┌─ Dataset content

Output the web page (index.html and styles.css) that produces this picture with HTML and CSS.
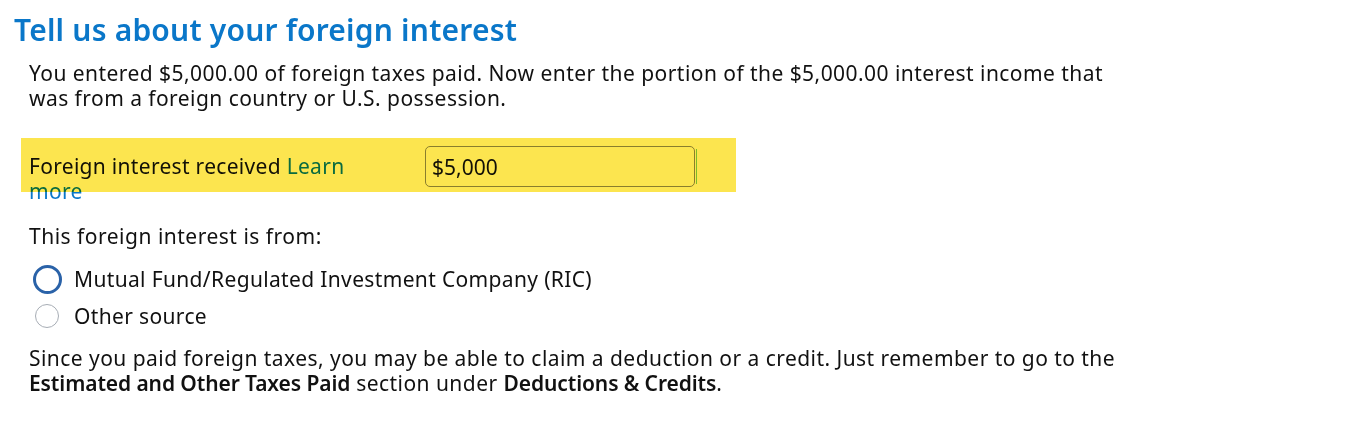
FILE: index.html
```html
<!DOCTYPE html>
<html lang="en">
<head>
<meta charset="utf-8">
<title>Tell us about your foreign interest</title>
<link rel="stylesheet" href="styles.css">
</head>
<body>
<main class="page">
  <h1 class="title">Tell us about your foreign interest</h1>
  <div class="content">
    <p class="intro">You entered $5,000.00 of foreign taxes paid. Now enter the portion of the $5,000.00 interest income that was from a foreign country or U.S. possession.</p>

    <div class="field-row">
      <div class="field-label">Foreign interest received <a class="link" href="#">Learn more</a></div>
      <div class="input-wrap"><input class="money" type="text" value="$5,000"></div>
      <div class="highlight"></div>
    </div>

    <p class="question">This foreign interest is from:</p>
    <div class="radios">
      <label class="radio-row"><span class="radio radio-focus"></span><span>Mutual Fund/Regulated Investment Company (RIC)</span></label>
      <label class="radio-row"><span class="radio"></span><span>Other source</span></label>
    </div>

    <p class="note">Since you paid foreign taxes, you may be able to claim a deduction or a credit. Just remember to go to the <b>Estimated and Other Taxes Paid</b> section under <b>Deductions &amp; Credits</b>.</p>
  </div>
</main>
</body>
</html>
```
FILE: styles.css
```css
* { box-sizing: border-box; }
html, body { margin: 0; padding: 0; background: #ffffff; }
body {
  font-family: "Noto Sans", "Lato", "Liberation Sans", sans-serif;
  color: #111111;
}
.page { padding: 10px 0 0 14px; }
.title {
  margin: 0;
  font-size: 30px;
  line-height: 40px;
  font-weight: 600;
  letter-spacing: 0.2px;
  color: #0a77c9;
}
.content { padding-left: 15px; }
.intro {
  margin: 11px 0 0 0;
  width: 1100px;
  font-size: 21px;
  line-height: 25px;
  letter-spacing: 0.45px;
}
.field-row {
  position: relative;
  margin-top: 27px;
  display: flex;
  align-items: flex-start;
}
.field-label {
  width: 355px;
  margin-right: 41px;
  padding-top: 16px;
  font-size: 21px;
  line-height: 25px;
  letter-spacing: 0.3px;
}
.link { color: #0a77c9; text-decoration: none; }
.input-wrap {
  padding-top: 8px;
  border-right: 2px solid transparent;
  position: relative;
}
.input-wrap::after {
  content: "";
  position: absolute;
  right: -2px;
  top: 11px;
  width: 1px;
  height: 35px;
  background: #7fd17f;
}
.money {
  display: block;
  width: 270px;
  height: 41px;
  border: 1px solid #8c8c8c;
  border-radius: 5px;
  padding: 0 6px;
  font-family: inherit;
  font-size: 21px;
  color: #111111;
  background: #ffffff;
  outline: none;
}
.highlight {
  position: absolute;
  left: -8px;
  top: 0;
  width: 715px;
  height: 54px;
  background: #fce54f;
  mix-blend-mode: multiply;
  pointer-events: none;
}
.question {
  margin: 20px 0 0 0;
  font-size: 21px;
  line-height: 25px;
  letter-spacing: 0.5px;
}
.radios {
  margin-top: 15px;
  display: flex;
  flex-direction: column;
  gap: 7px;
}
.radio-row {
  display: flex;
  align-items: center;
  height: 30px;
  font-size: 21px;
  line-height: 25px;
  letter-spacing: 0.35px;
}
.radio {
  width: 24px;
  height: 24px;
  border-radius: 50%;
  border: 1px solid #a7adb5;
  margin: 0 15px 0 6px;
  background: #fff;
  flex: none;
}
.radio-focus {
  width: 29px;
  height: 29px;
  border: 3px solid #2a62a8;
  margin: 0 12px 0 4px;
}
.note {
  margin: 15px 0 0 0;
  width: 1100px;
  font-size: 21px;
  line-height: 25px;
  letter-spacing: 0.45px;
}
.note b { font-weight: 600; letter-spacing: -0.1px; }
```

└─

[Required work] Return to the listing above and set it down exactly, leaving out its pictures.

[Response for this exercise]
Output the web page (index.html and styles.css) that produces this picture with HTML and CSS.
FILE: index.html
```html
<!DOCTYPE html>
<html lang="en">
<head>
<meta charset="utf-8">
<title>Tell us about your foreign interest</title>
<link rel="stylesheet" href="styles.css">
</head>
<body>
<main class="page">
  <h1 class="title">Tell us about your foreign interest</h1>
  <div class="content">
    <p class="intro">You entered $5,000.00 of foreign taxes paid. Now enter the portion of the $5,000.00 interest income that was from a foreign country or U.S. possession.</p>

    <div class="field-row">
      <div class="field-label">Foreign interest received <a class="link" href="#">Learn more</a></div>
      <div class="input-wrap"><input class="money" type="text" value="$5,000"></div>
      <div class="highlight"></div>
    </div>

    <p class="question">This foreign interest is from:</p>
    <div class="radios">
      <label class="radio-row"><span class="radio radio-focus"></span><span>Mutual Fund/Regulated Investment Company (RIC)</span></label>
      <label class="radio-row"><span class="radio"></span><span>Other source</span></label>
    </div>

    <p class="note">Since you paid foreign taxes, you may be able to claim a deduction or a credit. Just remember to go to the <b>Estimated and Other Taxes Paid</b> section under <b>Deductions &amp; Credits</b>.</p>
  </div>
</main>
</body>
</html>
```
FILE: styles.css
```css
* { box-sizing: border-box; }
html, body { margin: 0; padding: 0; background: #ffffff; }
body {
  font-family: "Noto Sans", "Lato", "Liberation Sans", sans-serif;
  color: #111111;
}
.page { padding: 10px 0 0 14px; }
.title {
  margin: 0;
  font-size: 30px;
  line-height: 40px;
  font-weight: 600;
  letter-spacing: 0.2px;
  color: #0a77c9;
}
.content { padding-left: 15px; }
.intro {
  margin: 11px 0 0 0;
  width: 1100px;
  font-size: 21px;
  line-height: 25px;
  letter-spacing: 0.45px;
}
.field-row {
  position: relative;
  margin-top: 27px;
  display: flex;
  align-items: flex-start;
}
.field-label {
  width: 355px;
  margin-right: 41px;
  padding-top: 16px;
  font-size: 21px;
  line-height: 25px;
  letter-spacing: 0.3px;
}
.link { color: #0a77c9; text-decoration: none; }
.input-wrap {
  padding-top: 8px;
  border-right: 2px solid transparent;
  position: relative;
}
.input-wrap::after {
  content: "";
  position: absolute;
  right: -2px;
  top: 11px;
  width: 1px;
  height: 35px;
  background: #7fd17f;
}
.money {
  display: block;
  width: 270px;
  height: 41px;
  border: 1px solid #8c8c8c;
  border-radius: 5px;
  padding: 0 6px;
  font-family: inherit;
  font-size: 21px;
  color: #111111;
  background: #ffffff;
  outline: none;
}
.highlight {
  position: absolute;
  left: -8px;
  top: 0;
  width: 715px;
  height: 54px;
  background: #fce54f;
  mix-blend-mode: multiply;
  pointer-events: none;
}
.question {
  margin: 20px 0 0 0;
  font-size: 21px;
  line-height: 25px;
  letter-spacing: 0.5px;
}
.radios {
  margin-top: 15px;
  display: flex;
  flex-direction: column;
  gap: 7px;
}
.radio-row {
  display: flex;
  align-items: center;
  height: 30px;
  font-size: 21px;
  line-height: 25px;
  letter-spacing: 0.35px;
}
.radio {
  width: 24px;
  height: 24px;
  border-radius: 50%;
  border: 1px solid #a7adb5;
  margin: 0 15px 0 6px;
  background: #fff;
  flex: none;
}
.radio-focus {
  width: 29px;
  height: 29px;
  border: 3px solid #2a62a8;
  margin: 0 12px 0 4px;
}
.note {
  margin: 15px 0 0 0;
  width: 1100px;
  font-size: 21px;
  line-height: 25px;
  letter-spacing: 0.45px;
}
.note b { font-weight: 600; letter-spacing: -0.1px; }
```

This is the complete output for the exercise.